▸ Aim:
Copy every line of the records below where the word "components" occurs.

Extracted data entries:

────

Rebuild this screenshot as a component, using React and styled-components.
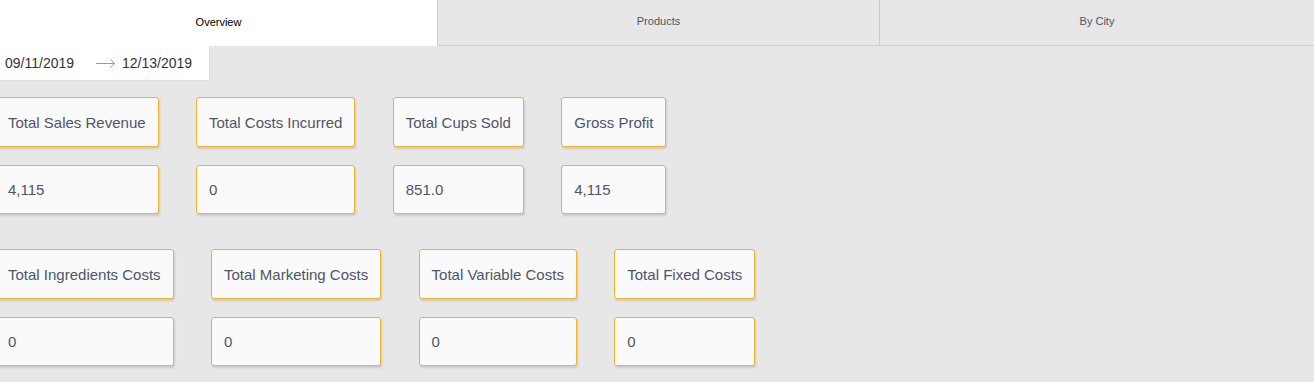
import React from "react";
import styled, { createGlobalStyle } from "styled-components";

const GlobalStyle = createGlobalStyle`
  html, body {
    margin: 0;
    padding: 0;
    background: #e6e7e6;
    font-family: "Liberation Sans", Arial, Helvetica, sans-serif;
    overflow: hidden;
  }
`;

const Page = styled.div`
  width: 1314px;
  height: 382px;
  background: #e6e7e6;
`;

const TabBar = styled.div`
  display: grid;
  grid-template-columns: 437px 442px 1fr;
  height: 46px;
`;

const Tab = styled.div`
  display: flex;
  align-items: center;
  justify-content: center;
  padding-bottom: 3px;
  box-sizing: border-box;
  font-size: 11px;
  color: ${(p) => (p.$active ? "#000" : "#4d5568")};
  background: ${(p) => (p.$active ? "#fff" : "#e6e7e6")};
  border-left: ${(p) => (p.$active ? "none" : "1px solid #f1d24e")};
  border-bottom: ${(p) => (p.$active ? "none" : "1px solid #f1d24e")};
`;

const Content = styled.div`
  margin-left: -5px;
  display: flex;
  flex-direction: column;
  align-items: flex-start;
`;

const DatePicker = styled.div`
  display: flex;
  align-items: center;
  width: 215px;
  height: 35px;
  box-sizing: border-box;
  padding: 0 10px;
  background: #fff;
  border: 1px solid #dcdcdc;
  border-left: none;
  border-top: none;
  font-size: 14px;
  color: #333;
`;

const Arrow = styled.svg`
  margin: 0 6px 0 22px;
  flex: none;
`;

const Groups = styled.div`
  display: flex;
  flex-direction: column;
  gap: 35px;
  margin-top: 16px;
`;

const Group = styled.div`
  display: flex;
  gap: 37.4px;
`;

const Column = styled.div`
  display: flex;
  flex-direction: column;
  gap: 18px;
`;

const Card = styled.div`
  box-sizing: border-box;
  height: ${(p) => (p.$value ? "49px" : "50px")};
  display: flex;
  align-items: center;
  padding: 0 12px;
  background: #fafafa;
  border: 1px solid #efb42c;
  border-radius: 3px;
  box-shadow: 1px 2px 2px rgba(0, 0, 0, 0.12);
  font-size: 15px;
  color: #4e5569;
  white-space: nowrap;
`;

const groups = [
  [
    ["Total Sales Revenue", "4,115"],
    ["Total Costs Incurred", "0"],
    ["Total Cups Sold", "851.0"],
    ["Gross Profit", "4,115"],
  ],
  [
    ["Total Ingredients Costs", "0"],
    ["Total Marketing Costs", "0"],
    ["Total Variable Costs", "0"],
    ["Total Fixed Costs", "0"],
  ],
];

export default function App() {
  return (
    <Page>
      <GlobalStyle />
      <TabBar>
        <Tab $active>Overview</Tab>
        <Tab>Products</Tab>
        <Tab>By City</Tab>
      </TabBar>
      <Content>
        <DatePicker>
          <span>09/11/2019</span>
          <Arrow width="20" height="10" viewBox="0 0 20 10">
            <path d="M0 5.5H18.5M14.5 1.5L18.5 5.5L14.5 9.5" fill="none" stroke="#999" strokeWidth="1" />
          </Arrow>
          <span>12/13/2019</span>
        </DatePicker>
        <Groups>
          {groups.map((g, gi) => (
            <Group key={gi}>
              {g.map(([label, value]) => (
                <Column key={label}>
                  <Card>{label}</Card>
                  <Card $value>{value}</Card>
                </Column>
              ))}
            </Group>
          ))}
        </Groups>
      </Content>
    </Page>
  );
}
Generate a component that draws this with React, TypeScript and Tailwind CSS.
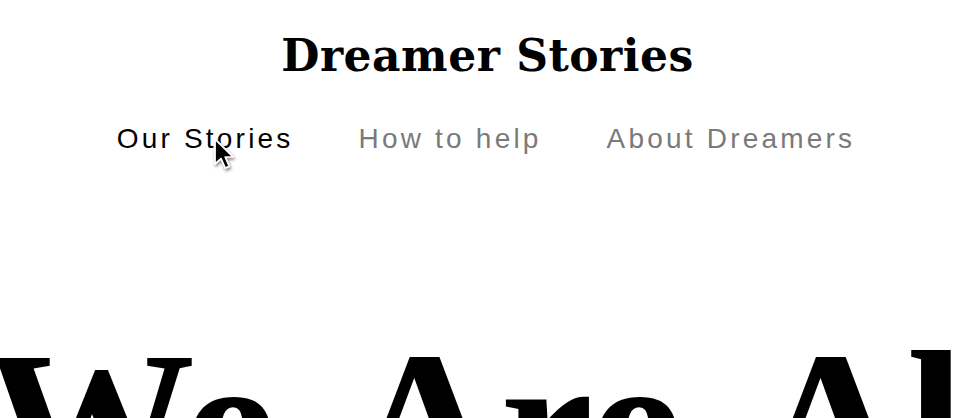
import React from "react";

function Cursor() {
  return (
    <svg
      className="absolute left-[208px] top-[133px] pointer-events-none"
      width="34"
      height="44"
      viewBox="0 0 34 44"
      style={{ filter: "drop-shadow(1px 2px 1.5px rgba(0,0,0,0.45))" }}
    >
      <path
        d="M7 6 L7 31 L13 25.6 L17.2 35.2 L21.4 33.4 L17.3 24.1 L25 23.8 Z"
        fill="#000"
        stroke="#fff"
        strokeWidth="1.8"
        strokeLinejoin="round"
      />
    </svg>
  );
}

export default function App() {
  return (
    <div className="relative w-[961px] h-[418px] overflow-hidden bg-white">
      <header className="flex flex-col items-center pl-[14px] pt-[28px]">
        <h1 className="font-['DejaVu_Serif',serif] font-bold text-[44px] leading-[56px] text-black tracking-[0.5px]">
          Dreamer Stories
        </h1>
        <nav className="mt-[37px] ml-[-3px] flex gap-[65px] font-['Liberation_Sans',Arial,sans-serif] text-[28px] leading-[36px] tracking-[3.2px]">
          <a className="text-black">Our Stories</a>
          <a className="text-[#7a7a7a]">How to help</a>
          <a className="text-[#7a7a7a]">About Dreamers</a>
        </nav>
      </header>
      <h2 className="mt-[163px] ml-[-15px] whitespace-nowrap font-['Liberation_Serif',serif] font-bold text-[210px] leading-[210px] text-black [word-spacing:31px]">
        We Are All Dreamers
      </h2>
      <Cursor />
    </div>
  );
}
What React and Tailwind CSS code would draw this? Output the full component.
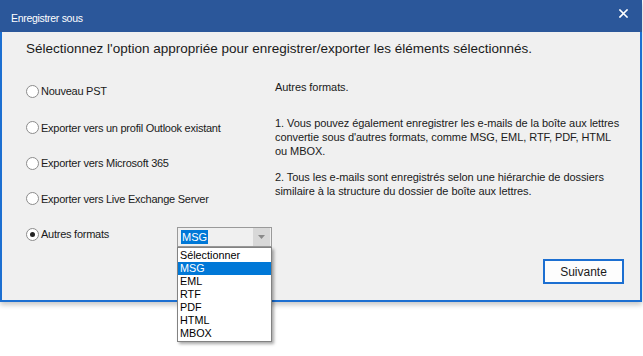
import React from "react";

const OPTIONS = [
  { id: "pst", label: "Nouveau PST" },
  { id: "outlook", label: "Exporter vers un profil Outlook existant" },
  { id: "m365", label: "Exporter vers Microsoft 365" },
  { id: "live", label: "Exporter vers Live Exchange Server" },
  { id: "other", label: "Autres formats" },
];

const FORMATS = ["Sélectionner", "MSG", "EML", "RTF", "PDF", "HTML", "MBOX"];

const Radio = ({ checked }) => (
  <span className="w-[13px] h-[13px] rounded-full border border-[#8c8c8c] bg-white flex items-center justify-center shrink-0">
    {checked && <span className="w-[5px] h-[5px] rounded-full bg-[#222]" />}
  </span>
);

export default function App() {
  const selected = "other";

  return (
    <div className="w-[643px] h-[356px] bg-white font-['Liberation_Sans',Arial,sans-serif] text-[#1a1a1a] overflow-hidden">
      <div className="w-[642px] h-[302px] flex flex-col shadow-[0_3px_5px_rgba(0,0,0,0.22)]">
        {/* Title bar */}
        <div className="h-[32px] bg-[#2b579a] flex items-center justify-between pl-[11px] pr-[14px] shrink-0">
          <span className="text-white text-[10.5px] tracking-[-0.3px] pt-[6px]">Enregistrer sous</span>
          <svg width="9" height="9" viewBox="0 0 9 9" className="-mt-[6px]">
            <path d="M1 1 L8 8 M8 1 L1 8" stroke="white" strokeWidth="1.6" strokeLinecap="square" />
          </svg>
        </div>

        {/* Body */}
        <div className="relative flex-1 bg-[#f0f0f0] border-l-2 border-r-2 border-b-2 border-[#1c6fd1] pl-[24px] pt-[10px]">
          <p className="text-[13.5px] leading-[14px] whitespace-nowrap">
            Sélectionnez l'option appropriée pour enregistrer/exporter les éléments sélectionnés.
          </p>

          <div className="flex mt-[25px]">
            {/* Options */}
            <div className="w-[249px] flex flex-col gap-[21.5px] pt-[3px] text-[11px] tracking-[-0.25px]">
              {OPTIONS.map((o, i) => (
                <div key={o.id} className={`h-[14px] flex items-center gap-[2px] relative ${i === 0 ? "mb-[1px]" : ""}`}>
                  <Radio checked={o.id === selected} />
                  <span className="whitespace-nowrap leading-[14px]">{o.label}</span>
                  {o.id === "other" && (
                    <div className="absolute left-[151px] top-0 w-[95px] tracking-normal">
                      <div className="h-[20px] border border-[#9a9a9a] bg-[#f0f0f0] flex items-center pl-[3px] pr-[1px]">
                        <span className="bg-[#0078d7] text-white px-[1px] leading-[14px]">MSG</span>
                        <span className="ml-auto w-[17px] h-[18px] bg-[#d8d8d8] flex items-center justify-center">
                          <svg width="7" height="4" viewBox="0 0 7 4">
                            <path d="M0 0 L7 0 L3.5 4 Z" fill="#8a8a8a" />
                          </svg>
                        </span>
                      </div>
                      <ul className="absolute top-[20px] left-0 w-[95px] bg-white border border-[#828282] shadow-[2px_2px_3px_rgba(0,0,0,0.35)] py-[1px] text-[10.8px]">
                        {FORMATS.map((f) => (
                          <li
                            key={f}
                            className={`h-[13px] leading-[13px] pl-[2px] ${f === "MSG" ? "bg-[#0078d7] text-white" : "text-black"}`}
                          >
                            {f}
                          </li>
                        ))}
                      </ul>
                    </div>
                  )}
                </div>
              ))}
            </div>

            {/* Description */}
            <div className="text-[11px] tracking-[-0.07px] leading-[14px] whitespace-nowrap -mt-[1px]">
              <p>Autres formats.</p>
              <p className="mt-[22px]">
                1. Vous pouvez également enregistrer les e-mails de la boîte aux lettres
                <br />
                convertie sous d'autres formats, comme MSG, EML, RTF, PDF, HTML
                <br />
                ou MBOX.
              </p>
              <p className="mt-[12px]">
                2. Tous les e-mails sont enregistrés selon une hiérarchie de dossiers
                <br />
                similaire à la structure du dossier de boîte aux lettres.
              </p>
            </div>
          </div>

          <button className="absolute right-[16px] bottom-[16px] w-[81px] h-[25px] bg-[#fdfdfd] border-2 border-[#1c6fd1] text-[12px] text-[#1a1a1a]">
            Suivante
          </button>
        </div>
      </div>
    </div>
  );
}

────

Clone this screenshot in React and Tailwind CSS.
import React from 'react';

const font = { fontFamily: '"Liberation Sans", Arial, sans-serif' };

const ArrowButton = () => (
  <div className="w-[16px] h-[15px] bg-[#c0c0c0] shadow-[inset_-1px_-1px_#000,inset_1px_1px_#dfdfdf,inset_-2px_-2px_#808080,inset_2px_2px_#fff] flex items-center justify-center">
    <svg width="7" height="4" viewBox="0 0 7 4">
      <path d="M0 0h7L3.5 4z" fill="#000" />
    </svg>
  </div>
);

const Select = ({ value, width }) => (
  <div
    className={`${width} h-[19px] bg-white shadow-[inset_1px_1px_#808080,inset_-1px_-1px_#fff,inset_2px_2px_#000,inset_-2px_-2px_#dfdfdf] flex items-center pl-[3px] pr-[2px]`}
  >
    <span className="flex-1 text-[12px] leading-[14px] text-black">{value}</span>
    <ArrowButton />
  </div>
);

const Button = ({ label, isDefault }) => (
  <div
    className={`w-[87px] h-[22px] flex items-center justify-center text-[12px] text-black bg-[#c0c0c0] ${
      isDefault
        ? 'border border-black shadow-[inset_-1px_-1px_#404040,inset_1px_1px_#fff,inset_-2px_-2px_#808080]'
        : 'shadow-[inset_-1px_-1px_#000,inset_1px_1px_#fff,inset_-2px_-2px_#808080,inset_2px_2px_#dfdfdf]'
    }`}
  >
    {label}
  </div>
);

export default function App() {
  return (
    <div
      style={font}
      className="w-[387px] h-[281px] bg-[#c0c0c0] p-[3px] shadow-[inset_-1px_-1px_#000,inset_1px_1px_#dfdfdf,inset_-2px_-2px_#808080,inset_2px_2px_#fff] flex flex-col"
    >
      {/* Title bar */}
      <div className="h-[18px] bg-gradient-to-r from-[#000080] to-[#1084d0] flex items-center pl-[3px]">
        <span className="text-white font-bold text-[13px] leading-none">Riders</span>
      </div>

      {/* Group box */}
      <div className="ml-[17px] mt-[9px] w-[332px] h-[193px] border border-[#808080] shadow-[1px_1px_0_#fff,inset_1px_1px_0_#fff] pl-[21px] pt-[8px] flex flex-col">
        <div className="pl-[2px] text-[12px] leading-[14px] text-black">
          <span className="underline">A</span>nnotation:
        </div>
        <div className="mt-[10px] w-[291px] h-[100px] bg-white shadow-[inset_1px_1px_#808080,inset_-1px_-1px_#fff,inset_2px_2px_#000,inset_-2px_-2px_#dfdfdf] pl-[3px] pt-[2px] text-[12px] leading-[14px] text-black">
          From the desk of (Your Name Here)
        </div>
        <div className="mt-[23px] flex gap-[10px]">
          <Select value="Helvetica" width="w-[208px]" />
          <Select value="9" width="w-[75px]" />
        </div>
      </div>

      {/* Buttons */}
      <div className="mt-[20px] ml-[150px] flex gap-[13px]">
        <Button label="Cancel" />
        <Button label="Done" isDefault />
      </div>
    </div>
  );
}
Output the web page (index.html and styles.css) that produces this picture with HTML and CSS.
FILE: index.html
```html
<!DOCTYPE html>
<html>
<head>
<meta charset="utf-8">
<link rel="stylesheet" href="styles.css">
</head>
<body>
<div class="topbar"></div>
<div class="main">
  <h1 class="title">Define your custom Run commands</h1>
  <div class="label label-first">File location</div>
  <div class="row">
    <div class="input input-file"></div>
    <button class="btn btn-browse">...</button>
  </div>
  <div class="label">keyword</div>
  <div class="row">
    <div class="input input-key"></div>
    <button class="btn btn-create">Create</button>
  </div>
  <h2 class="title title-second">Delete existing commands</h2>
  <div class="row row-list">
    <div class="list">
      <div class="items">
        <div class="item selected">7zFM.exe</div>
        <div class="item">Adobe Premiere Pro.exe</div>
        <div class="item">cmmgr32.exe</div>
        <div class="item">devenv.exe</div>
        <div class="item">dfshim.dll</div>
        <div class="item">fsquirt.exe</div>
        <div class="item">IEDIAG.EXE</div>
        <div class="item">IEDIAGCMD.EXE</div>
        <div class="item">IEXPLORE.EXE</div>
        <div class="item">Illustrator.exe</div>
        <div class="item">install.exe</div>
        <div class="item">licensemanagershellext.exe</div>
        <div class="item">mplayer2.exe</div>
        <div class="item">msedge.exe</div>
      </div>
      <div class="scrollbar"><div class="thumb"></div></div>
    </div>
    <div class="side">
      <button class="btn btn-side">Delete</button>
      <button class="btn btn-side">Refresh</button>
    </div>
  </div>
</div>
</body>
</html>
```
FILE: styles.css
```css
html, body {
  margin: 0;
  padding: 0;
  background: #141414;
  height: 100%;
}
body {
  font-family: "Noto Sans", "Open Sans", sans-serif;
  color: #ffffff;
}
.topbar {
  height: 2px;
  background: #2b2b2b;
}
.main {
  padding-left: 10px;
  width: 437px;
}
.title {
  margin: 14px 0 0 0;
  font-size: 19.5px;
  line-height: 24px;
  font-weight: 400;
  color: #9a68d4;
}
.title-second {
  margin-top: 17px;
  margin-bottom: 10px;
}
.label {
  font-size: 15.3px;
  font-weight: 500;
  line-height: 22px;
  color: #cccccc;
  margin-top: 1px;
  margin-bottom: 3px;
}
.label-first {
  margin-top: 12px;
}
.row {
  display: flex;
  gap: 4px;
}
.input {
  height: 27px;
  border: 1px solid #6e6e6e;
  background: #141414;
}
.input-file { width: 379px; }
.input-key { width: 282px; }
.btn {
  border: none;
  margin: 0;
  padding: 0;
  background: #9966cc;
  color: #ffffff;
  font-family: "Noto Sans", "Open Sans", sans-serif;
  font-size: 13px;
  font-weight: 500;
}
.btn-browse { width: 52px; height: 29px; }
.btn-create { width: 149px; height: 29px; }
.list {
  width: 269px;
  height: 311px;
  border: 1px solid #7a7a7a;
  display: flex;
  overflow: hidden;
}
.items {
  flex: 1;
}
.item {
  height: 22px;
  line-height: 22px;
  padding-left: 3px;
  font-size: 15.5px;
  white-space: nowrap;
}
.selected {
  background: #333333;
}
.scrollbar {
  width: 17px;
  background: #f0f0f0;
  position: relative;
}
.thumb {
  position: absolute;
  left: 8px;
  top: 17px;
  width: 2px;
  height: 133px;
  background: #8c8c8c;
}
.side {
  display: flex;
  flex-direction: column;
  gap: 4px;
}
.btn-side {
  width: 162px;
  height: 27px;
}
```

────

▸ Correct output:
Rebuild this screenshot as a component, using React and styled-components.
import styled, { createGlobalStyle } from "styled-components";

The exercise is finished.